# REQUIREMENTS:
Check every line below for the word "styles" and copy each one that has it.

[Code that builds pages]
· · · · · · ·

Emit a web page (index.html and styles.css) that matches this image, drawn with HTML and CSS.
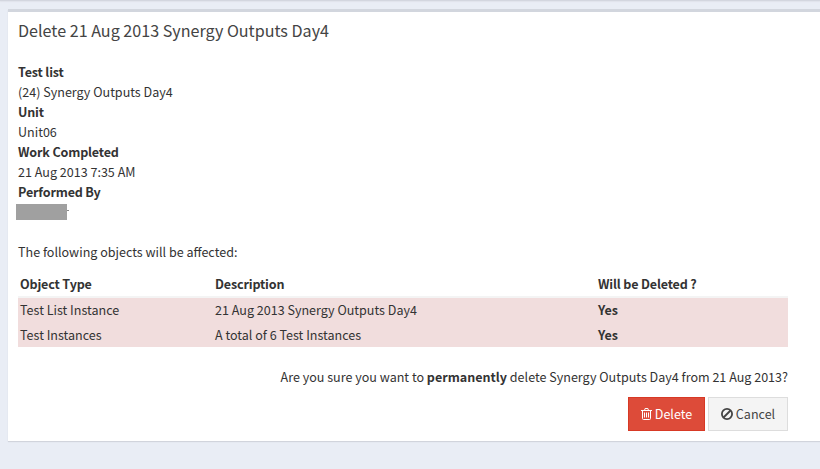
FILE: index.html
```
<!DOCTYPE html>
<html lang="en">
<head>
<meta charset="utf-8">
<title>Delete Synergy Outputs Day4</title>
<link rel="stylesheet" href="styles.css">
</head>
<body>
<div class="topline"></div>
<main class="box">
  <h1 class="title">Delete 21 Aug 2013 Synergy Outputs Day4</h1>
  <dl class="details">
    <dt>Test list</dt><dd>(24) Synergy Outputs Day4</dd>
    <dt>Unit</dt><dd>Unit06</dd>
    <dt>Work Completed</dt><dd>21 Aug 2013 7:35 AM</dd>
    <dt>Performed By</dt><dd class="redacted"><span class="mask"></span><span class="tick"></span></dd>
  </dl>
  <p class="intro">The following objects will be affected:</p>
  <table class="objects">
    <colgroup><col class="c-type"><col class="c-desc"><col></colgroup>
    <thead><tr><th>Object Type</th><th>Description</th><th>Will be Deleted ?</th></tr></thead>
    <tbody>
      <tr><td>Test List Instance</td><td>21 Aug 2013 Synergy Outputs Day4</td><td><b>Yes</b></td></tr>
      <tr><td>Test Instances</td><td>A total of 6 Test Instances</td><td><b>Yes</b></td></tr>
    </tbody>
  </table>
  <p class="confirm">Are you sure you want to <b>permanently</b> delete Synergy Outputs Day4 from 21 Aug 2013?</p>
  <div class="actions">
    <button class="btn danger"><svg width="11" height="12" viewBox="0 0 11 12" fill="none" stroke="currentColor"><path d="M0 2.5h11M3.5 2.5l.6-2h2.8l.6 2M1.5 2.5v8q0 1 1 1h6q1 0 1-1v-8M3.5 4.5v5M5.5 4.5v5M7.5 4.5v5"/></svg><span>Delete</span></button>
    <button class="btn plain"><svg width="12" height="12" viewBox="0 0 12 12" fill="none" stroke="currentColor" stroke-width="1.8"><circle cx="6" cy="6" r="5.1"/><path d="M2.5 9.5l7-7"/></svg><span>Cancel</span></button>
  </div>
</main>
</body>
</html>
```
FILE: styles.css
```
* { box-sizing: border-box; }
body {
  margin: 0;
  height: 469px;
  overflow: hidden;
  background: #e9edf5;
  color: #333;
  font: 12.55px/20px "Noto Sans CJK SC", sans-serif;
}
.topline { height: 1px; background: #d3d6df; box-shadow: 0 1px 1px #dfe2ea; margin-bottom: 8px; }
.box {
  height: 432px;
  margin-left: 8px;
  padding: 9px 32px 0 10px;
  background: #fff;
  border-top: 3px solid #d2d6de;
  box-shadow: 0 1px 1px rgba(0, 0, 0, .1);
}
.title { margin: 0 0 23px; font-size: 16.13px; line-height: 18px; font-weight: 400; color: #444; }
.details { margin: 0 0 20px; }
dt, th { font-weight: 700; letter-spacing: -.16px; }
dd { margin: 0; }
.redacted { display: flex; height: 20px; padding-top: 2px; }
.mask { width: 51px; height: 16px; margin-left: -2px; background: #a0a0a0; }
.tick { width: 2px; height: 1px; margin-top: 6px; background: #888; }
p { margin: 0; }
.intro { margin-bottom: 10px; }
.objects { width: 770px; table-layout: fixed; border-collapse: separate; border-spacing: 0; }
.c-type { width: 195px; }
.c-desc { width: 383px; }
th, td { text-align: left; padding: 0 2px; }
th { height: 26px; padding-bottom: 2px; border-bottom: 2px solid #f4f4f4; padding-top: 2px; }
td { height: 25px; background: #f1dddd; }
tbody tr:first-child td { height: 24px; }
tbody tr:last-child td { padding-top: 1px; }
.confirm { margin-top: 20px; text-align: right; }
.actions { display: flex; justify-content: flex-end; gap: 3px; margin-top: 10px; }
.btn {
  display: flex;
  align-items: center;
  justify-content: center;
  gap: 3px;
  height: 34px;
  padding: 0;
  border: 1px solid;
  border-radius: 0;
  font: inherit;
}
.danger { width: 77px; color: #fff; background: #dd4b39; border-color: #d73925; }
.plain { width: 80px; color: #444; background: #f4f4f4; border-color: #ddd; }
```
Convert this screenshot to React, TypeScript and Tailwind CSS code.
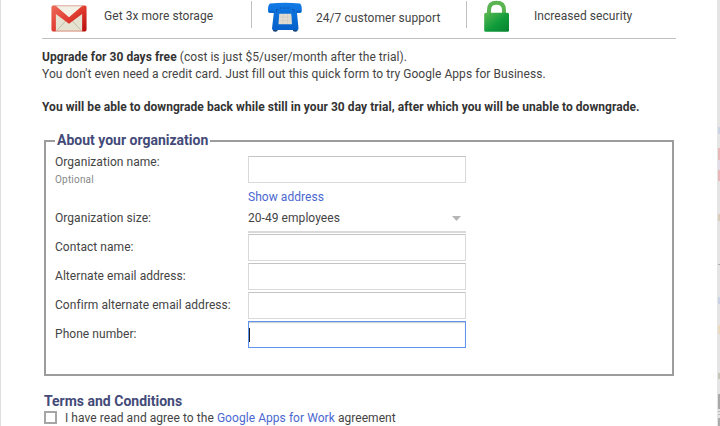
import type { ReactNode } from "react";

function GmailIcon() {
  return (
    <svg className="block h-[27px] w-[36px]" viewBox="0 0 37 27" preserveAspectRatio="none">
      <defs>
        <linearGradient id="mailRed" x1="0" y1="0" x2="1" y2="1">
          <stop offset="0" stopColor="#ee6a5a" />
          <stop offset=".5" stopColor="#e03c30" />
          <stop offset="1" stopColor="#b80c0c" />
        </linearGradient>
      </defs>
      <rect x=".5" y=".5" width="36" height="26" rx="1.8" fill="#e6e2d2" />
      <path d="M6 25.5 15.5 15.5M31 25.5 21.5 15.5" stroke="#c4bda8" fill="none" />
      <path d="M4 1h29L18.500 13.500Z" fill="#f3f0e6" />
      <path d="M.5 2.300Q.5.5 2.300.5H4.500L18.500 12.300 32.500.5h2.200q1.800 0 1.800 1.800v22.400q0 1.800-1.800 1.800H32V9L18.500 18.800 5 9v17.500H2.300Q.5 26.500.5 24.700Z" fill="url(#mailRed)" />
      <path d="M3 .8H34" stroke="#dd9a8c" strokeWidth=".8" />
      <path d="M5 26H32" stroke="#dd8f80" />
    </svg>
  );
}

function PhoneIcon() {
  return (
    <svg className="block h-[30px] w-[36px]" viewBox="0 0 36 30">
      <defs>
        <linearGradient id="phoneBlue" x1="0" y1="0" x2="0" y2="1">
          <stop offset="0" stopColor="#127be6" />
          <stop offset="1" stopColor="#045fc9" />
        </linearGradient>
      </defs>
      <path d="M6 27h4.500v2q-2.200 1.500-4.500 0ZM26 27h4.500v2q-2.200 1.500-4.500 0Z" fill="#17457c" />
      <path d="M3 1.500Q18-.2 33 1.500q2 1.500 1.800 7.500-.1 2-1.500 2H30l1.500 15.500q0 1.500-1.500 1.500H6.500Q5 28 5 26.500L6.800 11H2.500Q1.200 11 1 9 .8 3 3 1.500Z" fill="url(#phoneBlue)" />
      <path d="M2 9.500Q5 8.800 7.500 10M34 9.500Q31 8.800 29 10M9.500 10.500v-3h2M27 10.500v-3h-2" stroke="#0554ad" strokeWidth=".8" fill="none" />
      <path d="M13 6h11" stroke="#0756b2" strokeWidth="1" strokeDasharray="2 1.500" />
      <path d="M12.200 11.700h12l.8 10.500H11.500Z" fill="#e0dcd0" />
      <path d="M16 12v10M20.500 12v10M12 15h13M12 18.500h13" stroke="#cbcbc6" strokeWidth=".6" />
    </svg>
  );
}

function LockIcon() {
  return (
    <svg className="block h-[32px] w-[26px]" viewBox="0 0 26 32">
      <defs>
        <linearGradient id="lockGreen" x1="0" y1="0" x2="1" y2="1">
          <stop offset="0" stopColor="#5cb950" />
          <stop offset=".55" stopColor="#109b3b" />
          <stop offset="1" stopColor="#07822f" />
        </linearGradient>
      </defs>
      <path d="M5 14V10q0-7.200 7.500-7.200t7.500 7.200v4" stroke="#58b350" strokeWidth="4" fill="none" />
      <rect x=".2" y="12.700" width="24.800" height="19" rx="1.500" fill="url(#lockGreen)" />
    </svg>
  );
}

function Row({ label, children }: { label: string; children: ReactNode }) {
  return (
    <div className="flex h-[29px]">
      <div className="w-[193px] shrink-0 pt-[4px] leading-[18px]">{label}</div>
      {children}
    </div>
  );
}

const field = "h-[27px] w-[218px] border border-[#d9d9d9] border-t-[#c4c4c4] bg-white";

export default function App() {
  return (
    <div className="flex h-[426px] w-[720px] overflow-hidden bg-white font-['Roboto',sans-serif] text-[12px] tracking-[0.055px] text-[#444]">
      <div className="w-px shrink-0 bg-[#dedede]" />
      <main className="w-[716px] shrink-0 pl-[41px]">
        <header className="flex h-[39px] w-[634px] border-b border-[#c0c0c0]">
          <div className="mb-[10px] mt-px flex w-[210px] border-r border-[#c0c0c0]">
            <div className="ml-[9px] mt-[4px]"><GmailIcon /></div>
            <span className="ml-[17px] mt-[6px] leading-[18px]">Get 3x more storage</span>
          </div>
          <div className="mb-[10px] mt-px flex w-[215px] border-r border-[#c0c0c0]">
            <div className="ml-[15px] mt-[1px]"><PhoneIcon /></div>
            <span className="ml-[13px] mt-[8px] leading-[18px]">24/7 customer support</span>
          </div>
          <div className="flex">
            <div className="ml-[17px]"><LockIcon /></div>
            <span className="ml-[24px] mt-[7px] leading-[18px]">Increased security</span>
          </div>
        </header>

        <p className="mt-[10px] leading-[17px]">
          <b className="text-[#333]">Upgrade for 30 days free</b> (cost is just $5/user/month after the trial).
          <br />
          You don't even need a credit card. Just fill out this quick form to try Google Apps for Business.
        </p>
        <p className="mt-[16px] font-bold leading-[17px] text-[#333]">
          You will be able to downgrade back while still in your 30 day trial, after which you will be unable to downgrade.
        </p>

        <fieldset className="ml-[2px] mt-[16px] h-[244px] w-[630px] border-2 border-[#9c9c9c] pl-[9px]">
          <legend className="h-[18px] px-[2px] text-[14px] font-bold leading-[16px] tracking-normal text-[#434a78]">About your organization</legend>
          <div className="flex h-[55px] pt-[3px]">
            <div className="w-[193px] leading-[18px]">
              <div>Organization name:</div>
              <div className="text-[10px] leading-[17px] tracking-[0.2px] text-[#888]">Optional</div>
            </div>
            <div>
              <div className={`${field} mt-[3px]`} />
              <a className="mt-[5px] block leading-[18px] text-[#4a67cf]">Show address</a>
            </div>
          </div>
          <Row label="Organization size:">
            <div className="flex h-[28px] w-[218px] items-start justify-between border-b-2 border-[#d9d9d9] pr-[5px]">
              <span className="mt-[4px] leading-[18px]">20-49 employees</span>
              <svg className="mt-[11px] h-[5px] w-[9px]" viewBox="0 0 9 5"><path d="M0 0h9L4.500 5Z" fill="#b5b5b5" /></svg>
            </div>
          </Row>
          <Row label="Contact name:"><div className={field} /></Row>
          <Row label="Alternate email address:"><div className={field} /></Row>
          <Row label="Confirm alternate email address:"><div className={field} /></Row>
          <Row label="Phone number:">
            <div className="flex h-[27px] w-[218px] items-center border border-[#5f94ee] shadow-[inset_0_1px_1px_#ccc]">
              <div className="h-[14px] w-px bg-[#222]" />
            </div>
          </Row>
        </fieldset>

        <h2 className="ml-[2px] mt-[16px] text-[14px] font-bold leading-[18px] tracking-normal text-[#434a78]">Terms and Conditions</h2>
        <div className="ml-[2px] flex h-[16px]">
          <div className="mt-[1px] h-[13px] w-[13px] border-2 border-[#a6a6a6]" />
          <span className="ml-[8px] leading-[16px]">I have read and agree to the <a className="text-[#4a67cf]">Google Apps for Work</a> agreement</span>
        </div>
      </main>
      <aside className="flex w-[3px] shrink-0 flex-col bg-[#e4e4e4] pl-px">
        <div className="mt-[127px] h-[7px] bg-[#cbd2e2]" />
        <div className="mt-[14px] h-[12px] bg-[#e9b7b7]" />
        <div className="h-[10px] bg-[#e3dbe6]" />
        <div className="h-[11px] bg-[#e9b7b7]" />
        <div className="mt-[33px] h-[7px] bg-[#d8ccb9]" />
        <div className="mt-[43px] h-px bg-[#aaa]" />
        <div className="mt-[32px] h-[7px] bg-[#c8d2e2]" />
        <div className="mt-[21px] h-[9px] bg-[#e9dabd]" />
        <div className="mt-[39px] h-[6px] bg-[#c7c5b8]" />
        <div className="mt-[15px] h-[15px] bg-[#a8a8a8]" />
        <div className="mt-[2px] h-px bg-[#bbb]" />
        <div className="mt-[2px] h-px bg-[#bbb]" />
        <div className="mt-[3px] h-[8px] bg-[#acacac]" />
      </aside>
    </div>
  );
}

· · · · · · ·

# EXERCISE ANSWER:
Emit a web page (index.html and styles.css) that matches this image, drawn with HTML and CSS.
<link rel="stylesheet" href="styles.css">
FILE: styles.css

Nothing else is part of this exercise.